■ **Exercise description**
In the listing below, find the line with "const currentStep = 5", then repeat exactly every line from the top through that one.

■ **Data extract**

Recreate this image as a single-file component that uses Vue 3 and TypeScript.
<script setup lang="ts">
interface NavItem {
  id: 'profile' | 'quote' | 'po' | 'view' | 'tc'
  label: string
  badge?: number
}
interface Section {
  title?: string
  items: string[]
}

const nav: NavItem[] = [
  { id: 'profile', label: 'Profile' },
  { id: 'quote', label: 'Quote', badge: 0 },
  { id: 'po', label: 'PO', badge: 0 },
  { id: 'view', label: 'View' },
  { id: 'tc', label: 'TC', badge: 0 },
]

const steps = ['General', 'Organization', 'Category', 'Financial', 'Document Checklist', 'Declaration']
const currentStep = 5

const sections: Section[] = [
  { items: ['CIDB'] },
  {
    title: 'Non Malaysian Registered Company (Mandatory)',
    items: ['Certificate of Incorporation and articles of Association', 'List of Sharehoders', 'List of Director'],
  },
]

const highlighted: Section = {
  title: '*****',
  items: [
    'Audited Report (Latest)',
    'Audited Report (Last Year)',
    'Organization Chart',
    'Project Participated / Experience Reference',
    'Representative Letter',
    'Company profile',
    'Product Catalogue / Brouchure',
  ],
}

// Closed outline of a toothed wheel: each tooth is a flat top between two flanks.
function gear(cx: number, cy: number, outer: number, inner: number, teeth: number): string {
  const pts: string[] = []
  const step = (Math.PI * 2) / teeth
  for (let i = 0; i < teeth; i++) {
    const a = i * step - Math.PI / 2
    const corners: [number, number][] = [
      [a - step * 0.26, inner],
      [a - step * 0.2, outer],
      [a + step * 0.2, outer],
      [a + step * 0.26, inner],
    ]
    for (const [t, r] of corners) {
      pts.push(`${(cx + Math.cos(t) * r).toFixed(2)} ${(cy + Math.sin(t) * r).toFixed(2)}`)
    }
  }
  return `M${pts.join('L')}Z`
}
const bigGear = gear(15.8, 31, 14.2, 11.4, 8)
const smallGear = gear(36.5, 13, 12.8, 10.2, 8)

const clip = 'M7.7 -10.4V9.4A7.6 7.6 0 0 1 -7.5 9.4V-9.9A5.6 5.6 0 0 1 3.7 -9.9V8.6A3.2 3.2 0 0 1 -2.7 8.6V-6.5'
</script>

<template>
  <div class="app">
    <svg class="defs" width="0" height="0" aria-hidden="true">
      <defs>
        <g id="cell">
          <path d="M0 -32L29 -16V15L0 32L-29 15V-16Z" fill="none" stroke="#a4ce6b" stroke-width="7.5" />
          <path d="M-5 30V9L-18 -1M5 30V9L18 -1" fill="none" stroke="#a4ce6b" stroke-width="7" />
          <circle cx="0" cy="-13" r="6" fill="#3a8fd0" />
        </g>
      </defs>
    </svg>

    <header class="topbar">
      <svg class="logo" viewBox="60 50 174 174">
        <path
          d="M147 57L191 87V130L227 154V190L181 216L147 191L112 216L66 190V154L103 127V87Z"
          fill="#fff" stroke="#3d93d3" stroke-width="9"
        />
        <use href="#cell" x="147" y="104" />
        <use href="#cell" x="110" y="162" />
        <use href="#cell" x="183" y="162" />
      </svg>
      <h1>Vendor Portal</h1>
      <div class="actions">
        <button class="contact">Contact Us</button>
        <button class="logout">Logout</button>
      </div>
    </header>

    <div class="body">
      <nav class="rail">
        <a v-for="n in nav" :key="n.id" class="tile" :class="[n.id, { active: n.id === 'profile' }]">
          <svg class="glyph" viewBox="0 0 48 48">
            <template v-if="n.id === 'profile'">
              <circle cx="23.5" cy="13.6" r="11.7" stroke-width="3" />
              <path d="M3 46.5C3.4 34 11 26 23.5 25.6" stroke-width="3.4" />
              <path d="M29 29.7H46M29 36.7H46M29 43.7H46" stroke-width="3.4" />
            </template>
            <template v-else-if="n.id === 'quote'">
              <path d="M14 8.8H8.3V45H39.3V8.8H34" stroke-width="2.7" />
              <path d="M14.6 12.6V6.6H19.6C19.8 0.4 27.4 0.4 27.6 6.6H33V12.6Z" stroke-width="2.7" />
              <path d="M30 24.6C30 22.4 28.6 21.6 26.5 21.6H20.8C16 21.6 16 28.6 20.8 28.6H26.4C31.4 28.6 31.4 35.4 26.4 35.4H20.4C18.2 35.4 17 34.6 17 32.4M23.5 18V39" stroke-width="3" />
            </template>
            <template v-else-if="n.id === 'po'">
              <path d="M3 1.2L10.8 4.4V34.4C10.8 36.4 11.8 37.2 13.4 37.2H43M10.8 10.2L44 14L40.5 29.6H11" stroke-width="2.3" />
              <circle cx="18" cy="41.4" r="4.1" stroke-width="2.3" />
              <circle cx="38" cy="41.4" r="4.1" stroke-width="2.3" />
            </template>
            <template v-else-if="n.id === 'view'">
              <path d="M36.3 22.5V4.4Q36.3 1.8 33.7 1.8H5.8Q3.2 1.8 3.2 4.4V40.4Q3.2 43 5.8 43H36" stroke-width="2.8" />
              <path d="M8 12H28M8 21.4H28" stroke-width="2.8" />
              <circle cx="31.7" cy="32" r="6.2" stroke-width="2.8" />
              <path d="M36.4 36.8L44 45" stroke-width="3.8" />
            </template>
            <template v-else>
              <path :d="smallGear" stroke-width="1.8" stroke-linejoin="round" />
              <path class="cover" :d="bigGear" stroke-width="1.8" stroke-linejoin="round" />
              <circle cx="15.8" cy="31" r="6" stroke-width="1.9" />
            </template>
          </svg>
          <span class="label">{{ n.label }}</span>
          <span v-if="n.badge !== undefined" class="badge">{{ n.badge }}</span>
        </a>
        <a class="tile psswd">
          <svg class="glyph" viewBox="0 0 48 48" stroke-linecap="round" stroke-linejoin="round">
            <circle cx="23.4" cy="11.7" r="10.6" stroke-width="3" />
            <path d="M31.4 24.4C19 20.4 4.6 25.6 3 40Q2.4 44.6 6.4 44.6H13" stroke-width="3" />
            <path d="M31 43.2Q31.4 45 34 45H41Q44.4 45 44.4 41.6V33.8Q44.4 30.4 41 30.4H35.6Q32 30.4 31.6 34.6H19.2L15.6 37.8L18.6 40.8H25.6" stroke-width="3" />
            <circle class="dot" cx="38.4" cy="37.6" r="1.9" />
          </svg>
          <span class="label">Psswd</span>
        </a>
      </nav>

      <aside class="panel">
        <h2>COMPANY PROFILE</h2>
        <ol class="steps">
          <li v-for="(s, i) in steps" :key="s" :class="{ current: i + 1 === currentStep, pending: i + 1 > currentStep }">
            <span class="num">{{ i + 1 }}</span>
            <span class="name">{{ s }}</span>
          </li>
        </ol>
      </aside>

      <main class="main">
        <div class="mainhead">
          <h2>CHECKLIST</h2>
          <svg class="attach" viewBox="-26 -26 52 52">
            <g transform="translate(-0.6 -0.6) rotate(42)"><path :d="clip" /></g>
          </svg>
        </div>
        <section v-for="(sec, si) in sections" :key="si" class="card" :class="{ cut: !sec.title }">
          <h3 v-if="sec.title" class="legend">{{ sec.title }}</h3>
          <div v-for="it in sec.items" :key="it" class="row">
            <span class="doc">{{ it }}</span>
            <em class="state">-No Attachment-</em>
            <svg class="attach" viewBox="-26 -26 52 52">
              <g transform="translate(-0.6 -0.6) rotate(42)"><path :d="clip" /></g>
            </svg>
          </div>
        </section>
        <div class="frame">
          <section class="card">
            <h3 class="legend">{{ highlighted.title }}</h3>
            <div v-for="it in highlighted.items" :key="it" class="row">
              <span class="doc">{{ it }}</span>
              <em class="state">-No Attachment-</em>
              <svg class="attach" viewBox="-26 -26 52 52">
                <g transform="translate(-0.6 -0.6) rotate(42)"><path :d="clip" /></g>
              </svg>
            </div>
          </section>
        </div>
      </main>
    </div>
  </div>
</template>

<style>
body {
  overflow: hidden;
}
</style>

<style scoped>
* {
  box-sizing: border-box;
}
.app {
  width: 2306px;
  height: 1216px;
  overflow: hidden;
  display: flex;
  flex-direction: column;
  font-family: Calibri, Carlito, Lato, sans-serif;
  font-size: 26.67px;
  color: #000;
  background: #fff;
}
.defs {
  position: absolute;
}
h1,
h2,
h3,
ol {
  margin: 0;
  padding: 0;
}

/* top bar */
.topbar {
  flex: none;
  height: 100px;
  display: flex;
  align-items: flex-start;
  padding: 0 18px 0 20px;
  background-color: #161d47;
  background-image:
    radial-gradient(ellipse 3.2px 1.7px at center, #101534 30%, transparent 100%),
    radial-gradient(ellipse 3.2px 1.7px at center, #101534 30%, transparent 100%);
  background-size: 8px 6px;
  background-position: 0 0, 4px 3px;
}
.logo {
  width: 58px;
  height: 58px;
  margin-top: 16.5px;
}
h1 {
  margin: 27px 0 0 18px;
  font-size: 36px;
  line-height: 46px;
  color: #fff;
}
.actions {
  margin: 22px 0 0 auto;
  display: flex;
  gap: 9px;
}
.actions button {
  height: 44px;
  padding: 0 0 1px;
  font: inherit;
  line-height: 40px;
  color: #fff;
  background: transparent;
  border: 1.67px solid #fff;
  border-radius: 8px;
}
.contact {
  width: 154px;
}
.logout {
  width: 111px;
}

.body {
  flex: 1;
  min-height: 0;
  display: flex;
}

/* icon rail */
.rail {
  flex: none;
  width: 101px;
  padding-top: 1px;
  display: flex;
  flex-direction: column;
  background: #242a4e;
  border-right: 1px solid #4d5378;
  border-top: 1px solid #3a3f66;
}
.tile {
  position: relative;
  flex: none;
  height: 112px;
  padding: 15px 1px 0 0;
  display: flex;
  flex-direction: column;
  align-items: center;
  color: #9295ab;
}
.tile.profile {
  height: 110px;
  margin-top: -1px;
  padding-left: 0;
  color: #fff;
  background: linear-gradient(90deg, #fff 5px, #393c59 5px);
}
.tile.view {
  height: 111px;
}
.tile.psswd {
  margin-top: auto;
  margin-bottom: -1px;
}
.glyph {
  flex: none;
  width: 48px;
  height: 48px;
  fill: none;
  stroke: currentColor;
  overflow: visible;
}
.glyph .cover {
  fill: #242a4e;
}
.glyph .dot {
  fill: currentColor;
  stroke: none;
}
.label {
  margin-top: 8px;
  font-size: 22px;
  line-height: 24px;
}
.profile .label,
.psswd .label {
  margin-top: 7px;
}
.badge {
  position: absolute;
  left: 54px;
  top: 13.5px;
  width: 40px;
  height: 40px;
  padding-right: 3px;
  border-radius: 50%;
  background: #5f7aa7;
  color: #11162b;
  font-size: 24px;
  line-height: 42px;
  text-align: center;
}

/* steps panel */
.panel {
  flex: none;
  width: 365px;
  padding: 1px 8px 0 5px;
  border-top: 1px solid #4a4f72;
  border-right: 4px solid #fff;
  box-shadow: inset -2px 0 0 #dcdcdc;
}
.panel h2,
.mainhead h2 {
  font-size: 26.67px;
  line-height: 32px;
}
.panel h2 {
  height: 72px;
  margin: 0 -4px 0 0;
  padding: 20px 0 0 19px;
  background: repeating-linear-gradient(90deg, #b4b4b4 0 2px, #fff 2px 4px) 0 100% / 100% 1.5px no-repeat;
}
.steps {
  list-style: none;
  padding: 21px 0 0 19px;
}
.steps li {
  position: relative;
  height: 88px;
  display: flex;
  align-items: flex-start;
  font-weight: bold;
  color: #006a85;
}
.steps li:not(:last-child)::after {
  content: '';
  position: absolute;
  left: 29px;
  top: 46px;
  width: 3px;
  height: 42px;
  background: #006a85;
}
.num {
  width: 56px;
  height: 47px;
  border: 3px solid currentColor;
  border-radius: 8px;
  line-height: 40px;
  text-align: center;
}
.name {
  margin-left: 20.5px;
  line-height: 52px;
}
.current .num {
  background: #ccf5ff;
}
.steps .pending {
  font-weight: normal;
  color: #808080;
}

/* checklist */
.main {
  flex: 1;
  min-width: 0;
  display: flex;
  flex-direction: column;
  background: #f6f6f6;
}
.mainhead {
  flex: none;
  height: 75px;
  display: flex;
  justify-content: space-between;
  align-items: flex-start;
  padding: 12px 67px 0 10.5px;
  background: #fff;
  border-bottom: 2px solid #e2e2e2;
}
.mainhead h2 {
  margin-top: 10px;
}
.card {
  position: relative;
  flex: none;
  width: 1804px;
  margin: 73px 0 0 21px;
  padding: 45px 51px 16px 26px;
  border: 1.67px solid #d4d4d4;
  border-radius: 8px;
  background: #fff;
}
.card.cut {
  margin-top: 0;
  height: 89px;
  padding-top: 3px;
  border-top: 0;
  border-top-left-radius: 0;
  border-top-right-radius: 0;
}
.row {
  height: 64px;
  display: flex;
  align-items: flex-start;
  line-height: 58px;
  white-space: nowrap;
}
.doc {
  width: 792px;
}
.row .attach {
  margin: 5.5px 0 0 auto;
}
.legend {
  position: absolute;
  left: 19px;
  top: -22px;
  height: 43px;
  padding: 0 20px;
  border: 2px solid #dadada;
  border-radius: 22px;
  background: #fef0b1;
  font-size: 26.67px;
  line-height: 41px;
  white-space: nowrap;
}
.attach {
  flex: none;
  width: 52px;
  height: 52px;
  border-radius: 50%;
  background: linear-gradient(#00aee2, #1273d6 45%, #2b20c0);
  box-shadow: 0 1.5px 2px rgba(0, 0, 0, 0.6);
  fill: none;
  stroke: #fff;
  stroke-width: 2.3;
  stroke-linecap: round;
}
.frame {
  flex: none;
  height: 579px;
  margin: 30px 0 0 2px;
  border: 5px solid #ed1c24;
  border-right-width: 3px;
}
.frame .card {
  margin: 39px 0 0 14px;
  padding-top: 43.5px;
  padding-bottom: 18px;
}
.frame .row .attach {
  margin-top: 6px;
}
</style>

■ **Response below**
Recreate this image as a single-file component that uses Vue 3 and TypeScript.
<script setup lang="ts">
interface NavItem {
  id: 'profile' | 'quote' | 'po' | 'view' | 'tc'
  label: string
  badge?: number
}
interface Section {
  title?: string
  items: string[]
}

const nav: NavItem[] = [
  { id: 'profile', label: 'Profile' },
  { id: 'quote', label: 'Quote', badge: 0 },
  { id: 'po', label: 'PO', badge: 0 },
  { id: 'view', label: 'View' },
  { id: 'tc', label: 'TC', badge: 0 },
]

const steps = ['General', 'Organization', 'Category', 'Financial', 'Document Checklist', 'Declaration']
const currentStep = 5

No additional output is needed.